Здесь мы сделаем паузу, и рассказчик, объятый нерешительностью, с содроганием положит перо. Мы подходим к ужасной развязке этого злосчастного дня 4 декабря, к чудовищному деянию, которое и обеспечило кровавый успех переворота. Мы разоблачим самое страшное из всех злоумышлений Луи Бонапарта; мы обличим, вскроем, расскажем в малейших подробностях все, что утаили историографы Второго декабря, о чем генерал Маньян предусмотрительно умолчал в своем докладе, о чем даже в Париже где люди видели это, едва осмеливаются говорить шепотом. Перед нами разверзается бездна ужаса. Второе декабря — это злодеяние, совершенное во мраке ночи, это закрытый наглухо гроб, из щелей которого ручьями льется кровь.
Мы приоткроем этот гроб!
IIС самого утра — мы настаиваем на том, что все было задумано заранее, — с самого утра на всех перекрестках были расклеены странные объявления; мы привели эти объявления выше, читатель помнит их содержание.
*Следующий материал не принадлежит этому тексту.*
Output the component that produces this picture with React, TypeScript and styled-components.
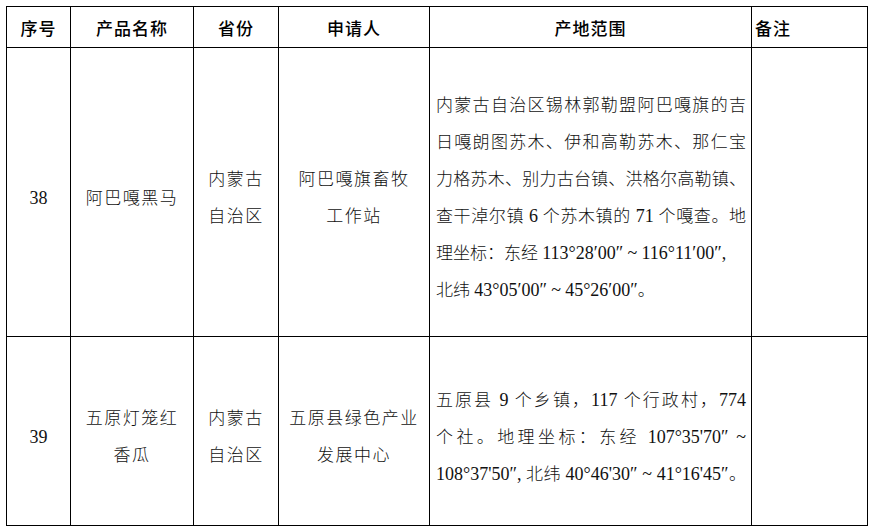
import React from 'react';
import styled, { createGlobalStyle } from 'styled-components';

const GlobalStyle = createGlobalStyle`
  html, body {
    margin: 0;
    padding: 0;
    background: #fff;
  }
`;

const Page = styled.div`
  padding: 6px 0 0 6px;
  font-family: 'Liberation Serif', 'Noto Sans CJK SC', serif;
  color: #111;
`;

const Table = styled.table`
  border-collapse: collapse;
  table-layout: fixed;
  width: 861px;
`;

const Col = styled.col<{ $w: number }>`
  width: ${(p) => p.$w}px;
`;

const HeadRow = styled.tr`
  height: 41px;
`;

const Th = styled.th<{ $align?: 'left' | 'center' }>`
  border: 1px solid #000;
  padding: ${(p) => (p.$align === 'left' ? '0 0 0 3px' : '0')};
  font-family: 'Noto Sans CJK SC', sans-serif;
  font-size: 17px;
  font-weight: 500;
  letter-spacing: 1px;
  color: #000;
  text-align: ${(p) => p.$align ?? 'center'};
  vertical-align: middle;
`;

const BodyRow = styled.tr<{ $h: number }>`
  height: ${(p) => p.$h}px;
`;

const Td = styled.td`
  border: 1px solid #000;
  padding: 12px 0 0;
  vertical-align: middle;
  text-align: center;
  font-family: 'Liberation Serif', 'Noto Sans CJK SC', serif;
  font-size: 17px;
  font-weight: 300;
  line-height: 37px;
  letter-spacing: 1.5px;
`;

const NumCell = styled(Td)`
  font-size: 18px;
  font-weight: 400;
  letter-spacing: 0;
`;

const AreaCell = styled(Td)`
  padding: 12px 5px 0 6px;
  text-align: left;
  letter-spacing: 0;
`;

const Line = styled.div<{ $justify?: boolean }>`
  white-space: nowrap;
  text-align: ${(p) => (p.$justify ? 'justify' : 'left')};
  text-align-last: ${(p) => (p.$justify ? 'justify' : 'left')};
`;

const Latin = styled.span`
  font-size: 18px;
  font-weight: 400;
`;

type AreaLine = { text: string; justify?: boolean };

type Entry = {
  no: string;
  height: number;
  name: string[];
  province: string[];
  applicant: string[];
  area: AreaLine[];
};

const entries: Entry[] = [
  {
    no: '38',
    height: 289,
    name: ['阿巴嘎黑马'],
    province: ['内蒙古', '自治区'],
    applicant: ['阿巴嘎旗畜牧', '工作站'],
    area: [
      { text: '内蒙古自治区锡林郭勒盟阿巴嘎旗的吉', justify: true },
      { text: '日嘎朗图苏木、伊和高勒苏木、那仁宝', justify: true },
      { text: '力格苏木、别力古台镇、洪格尔高勒镇、', justify: true },
      { text: '查干淖尔镇 6 个苏木镇的 71 个嘎查。地', justify: true },
      { text: '理坐标：东经 113°28′00″ ~ 116°11′00″,' },
      { text: '北纬 43°05′00″ ~ 45°26′00″。' },
    ],
  },
  {
    no: '39',
    height: 189,
    name: ['五原灯笼红', '香瓜'],
    province: ['内蒙古', '自治区'],
    applicant: ['五原县绿色产业', '发展中心'],
    area: [
      { text: '五原县 9 个乡镇，117 个行政村，774', justify: true },
      { text: '个社。地理坐标：东经 107°35\'70″ ~', justify: true },
      { text: '108°37\'50″, 北纬 40°46\'30″ ~ 41°16\'45″。', justify: true },
    ],
  },
];

// wrap latin runs (digits, degree marks) so they get the larger serif size
function renderMixed(text: string) {
  return text
    .split(/([0-9°′″'",~.]+)/)
    .filter((s) => s.length > 0)
    .map((s, i) => (/[0-9°′″'",~.]/.test(s) ? <Latin key={i}>{s}</Latin> : <React.Fragment key={i}>{s}</React.Fragment>));
}

function Lines({ items }: { items: string[] }) {
  return (
    <>
      {items.map((t, i) => (
        <React.Fragment key={i}>
          {i > 0 && <br />}
          {t}
        </React.Fragment>
      ))}
    </>
  );
}

export default function App() {
  return (
    <Page>
      <GlobalStyle />
      <Table>
        <colgroup>
          <Col $w={64} />
          <Col $w={123} />
          <Col $w={85} />
          <Col $w={151} />
          <Col $w={322} />
          <Col $w={116} />
        </colgroup>
        <thead>
          <HeadRow>
            <Th>序号</Th>
            <Th>产品名称</Th>
            <Th>省份</Th>
            <Th>申请人</Th>
            <Th>产地范围</Th>
            <Th $align="left">备注</Th>
          </HeadRow>
        </thead>
        <tbody>
          {entries.map((e) => (
            <BodyRow key={e.no} $h={e.height}>
              <NumCell>{e.no}</NumCell>
              <Td>
                <Lines items={e.name} />
              </Td>
              <Td>
                <Lines items={e.province} />
              </Td>
              <Td>
                <Lines items={e.applicant} />
              </Td>
              <AreaCell>
                {e.area.map((l, i) => (
                  <Line key={i} $justify={l.justify}>
                    {renderMixed(l.text)}
                  </Line>
                ))}
              </AreaCell>
              <Td />
            </BodyRow>
          ))}
        </tbody>
      </Table>
    </Page>
  );
}
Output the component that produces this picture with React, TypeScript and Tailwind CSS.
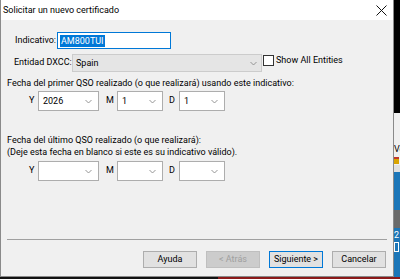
import React from "react";

const font = { fontFamily: 'Roboto, "Noto Sans", sans-serif' };

function Chevron() {
  return (
    <svg width="7" height="5" viewBox="0 0 7 5" className="shrink-0">
      <polyline points="0.5,1 3.5,4 6.5,1" fill="none" stroke="#8a8a8a" strokeWidth="0.9" />
    </svg>
  );
}

function Combo({ value, w }: { value: string; w: string }) {
  return (
    <div className={`${w} h-[20px] bg-white border border-[#adadad] flex items-center justify-between pl-[4px] pr-[6px]`}>
      <span className="text-[9px] text-black leading-none">{value}</span>
      <Chevron />
    </div>
  );
}

function DateRow({ y, m, d }: { y: string; m: string; d: string }) {
  return (
    <div className="flex items-center h-[20px] pl-[28px] whitespace-nowrap">
      <span className="w-[9px] text-[9px]">Y</span>
      <Combo value={y} w="w-[61px]" />
      <span className="ml-[7px] w-[11px] text-[9px]">M</span>
      <Combo value={m} w="w-[46px]" />
      <span className="ml-[6px] w-[10px] text-[9px]">D</span>
      <Combo value={d} w="w-[46px]" />
    </div>
  );
}

function Btn({ label, variant }: { label: string; variant?: "disabled" | "default" }) {
  const cls =
    variant === "disabled"
      ? "bg-[#cccccc] border-[#bfbfbf] text-[#a0a0a0]"
      : variant === "default"
      ? "bg-[#e1e1e1] border-[#0078d7] text-black"
      : "bg-[#e1e1e1] border-[#adadad] text-black";
  return (
    <div className={`w-[54px] h-[17px] border ${cls} flex items-center justify-center text-[9px] leading-none whitespace-nowrap`}>
      {label}
    </div>
  );
}

export default function App() {
  return (
    <div className="w-[400px] h-[279px] bg-black overflow-hidden flex flex-col" style={font}>
      <div className="flex h-[277px]">
        <div className="w-[394px] h-full flex flex-col border-l border-r border-b border-[#8a8a8a] bg-[#f0f0f0] text-black whitespace-nowrap">
          <div className="h-[20px] bg-white flex items-center justify-between pl-[2px] pr-[6px] shrink-0">
            <span className="text-[9px] leading-none">Solicitar un nuevo certificado</span>
            <svg width="11" height="11" viewBox="0 0 11 11">
              <path d="M0.5 0.5 L10.5 10.5 M10.5 0.5 L0.5 10.5" stroke="#111" strokeWidth="1" />
            </svg>
          </div>
          <div className="flex-1 flex flex-col">
            <div className="mt-[12px] flex items-center h-[17px] pl-[14px]">
              <span className="w-[42px] text-[9px]">Indicativo:</span>
              <div className="w-[114px] h-[17px] bg-white border border-[#0078d7] flex items-center pl-[2px]">
                <span className="bg-[#0078d7] text-white text-[9px] leading-[12px] px-[1px]">AM800TUI</span>
              </div>
            </div>
            <div className="mt-[5px] flex items-center h-[18px] pl-[13px]">
              <span className="w-[58px] text-[9px]">Entidad DXCC:</span>
              <div className="w-[190px] h-[18px] bg-[#e5e5e5] border border-[#cccccc] flex items-center justify-between pl-[3px] pr-[4px]">
                <span className="text-[9px] leading-none">Spain</span>
                <Chevron />
              </div>
              <div className="ml-[1px] w-[11px] h-[11px] border border-[#333] bg-white self-start mt-[1px]" />
              <span className="ml-[2px] text-[9px] self-start leading-[12px]">Show All Entities</span>
            </div>
            <div className="mt-[4px] pl-[6px] text-[9px] leading-[14px]">
              Fecha del primer QSO realizado (o que realizará) usando este indicativo:
            </div>
            <div className="mt-[1px]">
              <DateRow y="2026" m="1" d="1" />
            </div>
            <div className="mt-[23px] pl-[6px] text-[9px] leading-[12px]">
              Fecha del último QSO realizado (o que realizará):
              <br />
              (Deje esta fecha en blanco si este es su indicativo válido).
            </div>
            <div className="mt-[3px]">
              <DateRow y="" m="" d="" />
            </div>
            <div className="flex-1" />
            <div className="mx-[6px] h-[1px] bg-[#a0a0a0]" />
            <div className="mt-[11px] mb-[8px] flex justify-end gap-[9px] pr-[7px]">
              <Btn label="Ayuda" />
              <Btn label="< Atrás" variant="disabled" />
              <Btn label="Siguiente >" variant="default" />
              <Btn label="Cancelar" />
            </div>
          </div>
        </div>
        <div className="w-[6px] h-full flex flex-col overflow-hidden">
          <div className="h-[113px] bg-black" />
          <div className="h-[30px] bg-[#f0f0f0]" />
          <div className="h-[12px] bg-[#f0f0f0] text-[9px] leading-[12px] overflow-hidden whitespace-nowrap">Ve</div>
          <div className="h-[10px] bg-[#f0f0f0] flex items-center">
            <div className="w-[5px] h-[7px] bg-[#d9a400] border-t-2 border-[#c0392b]" />
          </div>
          <div className="h-[7px] bg-[#e0e0e0]" />
          <div className="flex-1 bg-[#1b76b8] flex flex-col">
            <div className="h-[38px]" />
            <div className="h-[18px] bg-[#6a6a6a]" />
            <div className="h-[14px] text-white text-[9px] leading-[14px]">2</div>
            <div className="w-[5px] h-[10px] border border-white" />
          </div>
        </div>
      </div>
      <div className="flex h-[2px]">
        <div className="w-[218px] bg-[#111]" />
        <div className="flex-1 bg-[#8b1a1a]" />
      </div>
    </div>
  );
}
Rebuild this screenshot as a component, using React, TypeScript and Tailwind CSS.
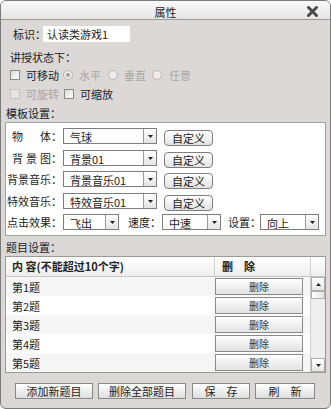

За те шестьдесят лет, что пушка революции периодически грохочет над Парижем, никогда еще не видано было ничего подобного, к каким бы отчаянным средствам ни случалось прибегать власти, чувствующей себя под угрозой. Эти объявления оповещали граждан, что всякое скопление народа, какой бы оно ни носило характер, будет разгоняться силой без предупреждения. В Париже, в этом центре цивилизованного мира, люди с трудом могут представить себе, до каких крайностей способен дойти человек, решившийся на преступление, и поэтому все считали, что эти объявления просто-напросто запугивание — отвратительное, дикое, но вместе с тем и смешное.